But my mom and I aren’t getting along as well as we used to. She doesn’t believe a lot of things I say, and she doesn’t want to hear my opinion, its just annoying. I figure its about time though, we’ve gotten along so well for so many years, I figure its about time.
I feel sick. And gross. I don’t think I can have people over tonight… I don’t think it would be the best choice. Here, hold on, I’m going to text them to cancel it. Done. I mean, I would love to have friends over, but I feel gross. And would be no fun.
OH. I got my hair cut super short. Shorter than I intended actually. I want it to be a little bit longer, than hopefully I can keep it there consistently. I don’t know though, since I’ve never displayed any skill at keeping my hair a regular length. It’s always too long or a bit too short.
But, conflicting, strange dreams in Chicago. One of them was sad, a few of them were odd, but all of them were not entirely ok. It was strange, and it made me really sad for some reason. Dreams are weird. Most of the other, I don’t really remember, but I think they were all strange.
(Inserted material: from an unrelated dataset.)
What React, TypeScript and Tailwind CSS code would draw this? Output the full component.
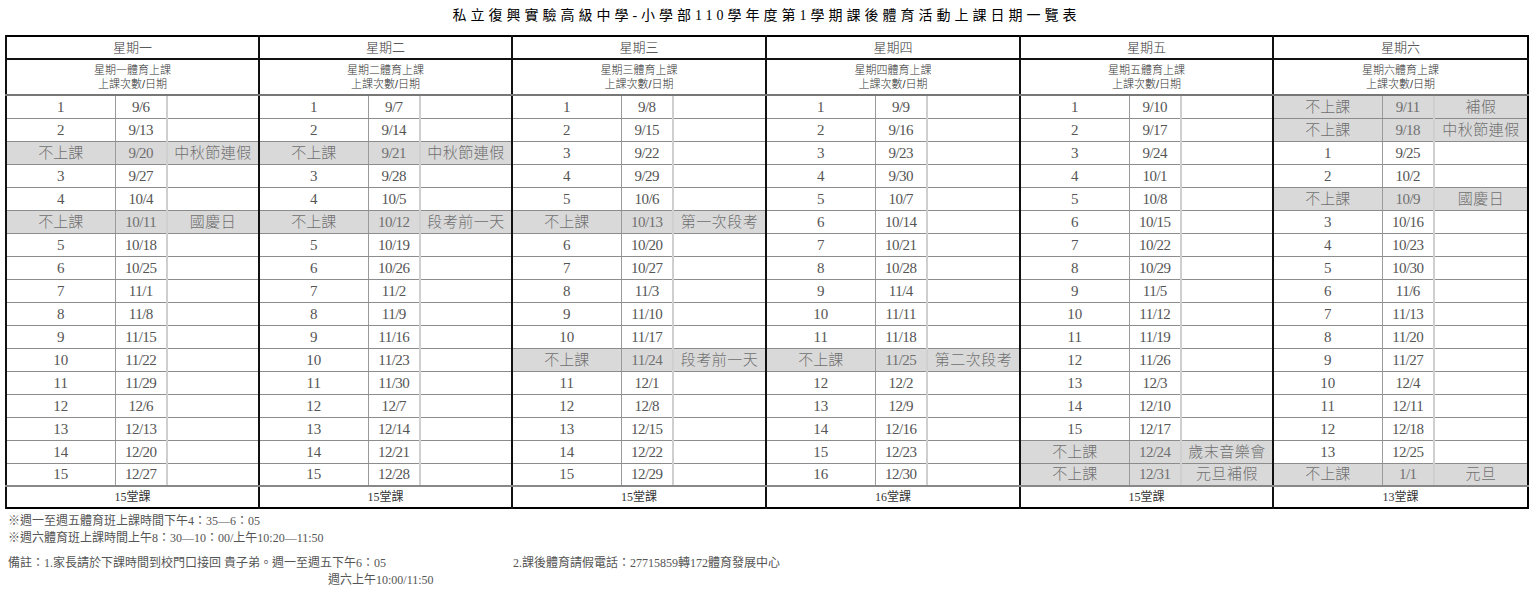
import React from 'react';

type Day = {
  name: string;
  width: number;
  rows: string[];
  total: string;
};

// each row: "count|date|note" — a note means the class is off that day
const days: Day[] = [
  {
    name: '星期一',
    width: 253,
    total: '15堂課',
    rows: [
      '1|9/6', '2|9/13', '不上課|9/20|中秋節連假', '3|9/27', '4|10/4', '不上課|10/11|國慶日',
      '5|10/18', '6|10/25', '7|11/1', '8|11/8', '9|11/15', '10|11/22', '11|11/29', '12|12/6',
      '13|12/13', '14|12/20', '15|12/27',
    ],
  },
  {
    name: '星期二',
    width: 253,
    total: '15堂課',
    rows: [
      '1|9/7', '2|9/14', '不上課|9/21|中秋節連假', '3|9/28', '4|10/5', '不上課|10/12|段考前一天',
      '5|10/19', '6|10/26', '7|11/2', '8|11/9', '9|11/16', '10|11/23', '11|11/30', '12|12/7',
      '13|12/14', '14|12/21', '15|12/28',
    ],
  },
  {
    name: '星期三',
    width: 254,
    total: '15堂課',
    rows: [
      '1|9/8', '2|9/15', '3|9/22', '4|9/29', '5|10/6', '不上課|10/13|第一次段考', '6|10/20',
      '7|10/27', '8|11/3', '9|11/10', '10|11/17', '不上課|11/24|段考前一天', '11|12/1', '12|12/8',
      '13|12/15', '14|12/22', '15|12/29',
    ],
  },
  {
    name: '星期四',
    width: 254,
    total: '16堂課',
    rows: [
      '1|9/9', '2|9/16', '3|9/23', '4|9/30', '5|10/7', '6|10/14', '7|10/21', '8|10/28', '9|11/4',
      '10|11/11', '11|11/18', '不上課|11/25|第二次段考', '12|12/2', '13|12/9', '14|12/16',
      '15|12/23', '16|12/30',
    ],
  },
  {
    name: '星期五',
    width: 253,
    total: '15堂課',
    rows: [
      '1|9/10', '2|9/17', '3|9/24', '4|10/1', '5|10/8', '6|10/15', '7|10/22', '8|10/29', '9|11/5',
      '10|11/12', '11|11/19', '12|11/26', '13|12/3', '14|12/10', '15|12/17',
      '不上課|12/24|歲末音樂會', '不上課|12/31|元旦補假',
    ],
  },
  {
    name: '星期六',
    width: 255,
    total: '13堂課',
    rows: [
      '不上課|9/11|補假', '不上課|9/18|中秋節連假', '1|9/25', '2|10/2', '不上課|10/9|國慶日',
      '3|10/16', '4|10/23', '5|10/30', '6|11/6', '7|11/13', '8|11/20', '9|11/27', '10|12/4',
      '11|12/11', '12|12/18', '13|12/25', '不上課|1/1|元旦',
    ],
  },
];

const serif = "[font-family:'Liberation_Serif','Noto_Sans_CJK_TC',serif]";
const sans = "[font-family:'Liberation_Sans','Noto_Sans_CJK_TC',sans-serif]";

export default function App() {
  const rowCount = days[0].rows.length;

  return (
    <div className="w-[1533px] h-[591px] bg-white overflow-hidden text-[#222]">
      <h1 className="pt-[5px] h-[35px] text-center text-[14px] font-normal tracking-[4px] [font-family:'Liberation_Serif','Noto_Sans_CJK_TC',serif] text-black">
        私立復興實驗高級中學-小學部110學年度第1學期課後體育活動上課日期一覽表
      </h1>

      <table className="ml-[5px] table-fixed border-collapse border-2 border-black w-[1522px]">
        <colgroup>
          {days.map((d) => (
            <React.Fragment key={d.name}>
              <col className="w-[109px]" />
              <col className="w-[52px]" />
              <col style={{ width: d.width - 161 }} />
            </React.Fragment>
          ))}
        </colgroup>
        <thead>
          <tr className="h-[23px]">
            {days.map((d) => (
              <th
                key={d.name}
                colSpan={3}
                className={`border-l-2 border-l-[#111] border-b-2 border-b-[#111] text-[13px] font-light text-[#333] ${sans}`}
              >
                {d.name}
              </th>
            ))}
          </tr>
          <tr className="h-[36px]">
            {days.map((d) => (
              <th
                key={d.name}
                colSpan={3}
                className={`border-l-2 border-l-[#111] border-b-2 border-b-[#777] text-[11px] leading-[14px] font-light text-[#333] ${sans}`}
              >
                {d.name}體育上課
                <br />
                上課次數/日期
              </th>
            ))}
          </tr>
        </thead>
        <tbody>
          {Array.from({ length: rowCount }).map((_, r) => (
            <tr key={r} className="h-[23px]">
              {days.map((d) => {
                const [count, date, note] = d.rows[r].split('|');
                const off = Boolean(note);
                const bg = off ? 'bg-[#d9d9d9] text-[#707070]' : 'text-[#555]';
                const line = r === rowCount - 1 ? 'border-b-2 border-b-[#888]' : 'border-b border-b-[#8c8c8c]';
                return (
                  <React.Fragment key={d.name}>
                    <td
                      className={`border-l-2 border-l-[#111] border-r border-r-[#9a9a9a] ${line} ${bg} text-center text-[15px] leading-[18px] p-0 font-light ${serif}`}
                    >
                      {count}
                    </td>
                    <td
                      className={`border-r-2 border-r-[#cfcfcf] ${line} ${bg} text-center text-[15px] leading-[18px] p-0 tracking-[-0.5px] ${serif}`}
                    >
                      {date}
                    </td>
                    <td
                      className={`${line} ${bg} text-center text-[15px] leading-[18px] p-0 whitespace-nowrap overflow-hidden font-light tracking-[0.5px] ${serif}`}
                    >
                      {note}
                    </td>
                  </React.Fragment>
                );
              })}
            </tr>
          ))}
        </tbody>
        <tfoot>
          <tr className="h-[22px]">
            {days.map((d) => (
              <td
                key={d.name}
                colSpan={3}
                className={`border-l-2 border-l-[#111] text-center text-[12px] text-[#333] ${serif}`}
              >
                {d.total}
              </td>
            ))}
          </tr>
        </tfoot>
      </table>

      <div className={`pl-[8px] pt-[4px] text-[12px] leading-[17px] text-[#555] ${serif}`}>
        <p>※週一至週五體育班上課時間下午4：35—6：05</p>
        <p>※週六體育班上課時間上午8：30—10：00/上午10:20—11:50</p>
        <div className="flex mt-[8px]">
          <div className="w-[505px]">
            <p>備註：1.家長請於下課時間到校門口接回 貴子弟。週一至週五下午6：05</p>
            <p className="pl-[320px]">週六上午10:00/11:50</p>
          </div>
          <p>2.課後體育請假電話：27715859轉172體育發展中心</p>
        </div>
      </div>
    </div>
  );
}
So the guy I was talking about earlier… kinda like him…. I’m still not 100% sure, since I haven’t seen him in a while, but I kinda think so…. He probably is not into me though, since I’m a year younger than him and not overly attractive. I wish I was prettier. I wish I was smarter. I wish I could do something right. Like be a Call editor. I’m still thinking about dropping it next year. But I doubt it would make any difference.
I think I’m just depressed lately. I need someone to cheer me up, but I feel like most people don’t notice, since I’m pretty quiet anyway. Who knows? Well, I kinda want to. I want someone to figure me out for who I am. I am expecting wayyyy too much. I should expect simple things, like remembering my birthday with out facebook’s help. Now THAT would be an impressive feat.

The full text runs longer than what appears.